Actinomycin D decreases Mcl-1 expression and acts synergistically with ABT-737 against small cell lung cancer cell lines.

ABT-737, which blocks the function of Bcl-2 and Bcl-X(L) but not Mcl-1, has shown single-agent activity in preclinical models of small cell lung cancer (SCLC). Elevated expression of Mcl-1 induces resistance to ABT-737 in SCLC. Based on the short half-life of Mcl-1 mRNA and protein, we hypothesized that the actinomycin D could reverse Mcl-1-induced resistance to ABT-737. The dose-response of multiple SCLC cell lines to actinomycin D in the absence and presence of ABT-737 was followed by the assessment of Bcl-2 family expression and poly ADP ribose polymerase cleavage by Western blot, viability by tetrazolium dye reduction and clonogenic assay, and cell cycle kinetics by flow cytometry.

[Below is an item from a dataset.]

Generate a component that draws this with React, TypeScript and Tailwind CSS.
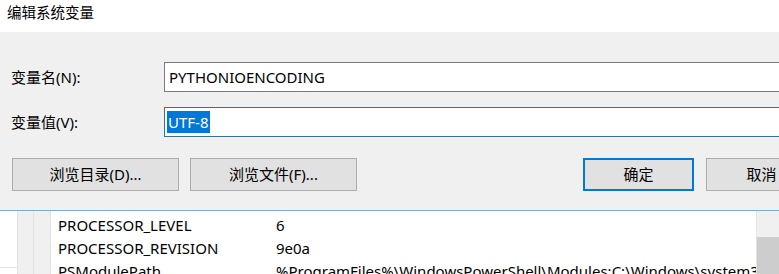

Actinomycin D decreased Mcl-1 expression and resulted in a cell line-dependent increase in Noxa expression. Clinically relevant concentrations of actinomycin D from 0.4 to 4 ng/mL showed single-agent activity across a panel of SCLC cell lines. When combined with low micromolar doses of ABT-737, near complete loss of viability was seen with synergistic combination indices of 0.5 to 0.7. Exposure to 4 ng/mL actinomycin was only required for the first 24 hours of the combined incubation, mimicking a clinically achievable area under the curve, but the presence of ABT-737 was required for an additional 48 hours to obtain maximal effect. Clinically relevant concentrations of actinomycin D act synergistically with ABT-737 to induce SCLC apoptosis, which can be at least partially attributed to the actinomycin D-induced decrease in Mcl-1 and increase in Noxa expression. Taken together, these data suggest the feasibility of combining actinomycin D with BH3-mimetic drugs in the clinical setting.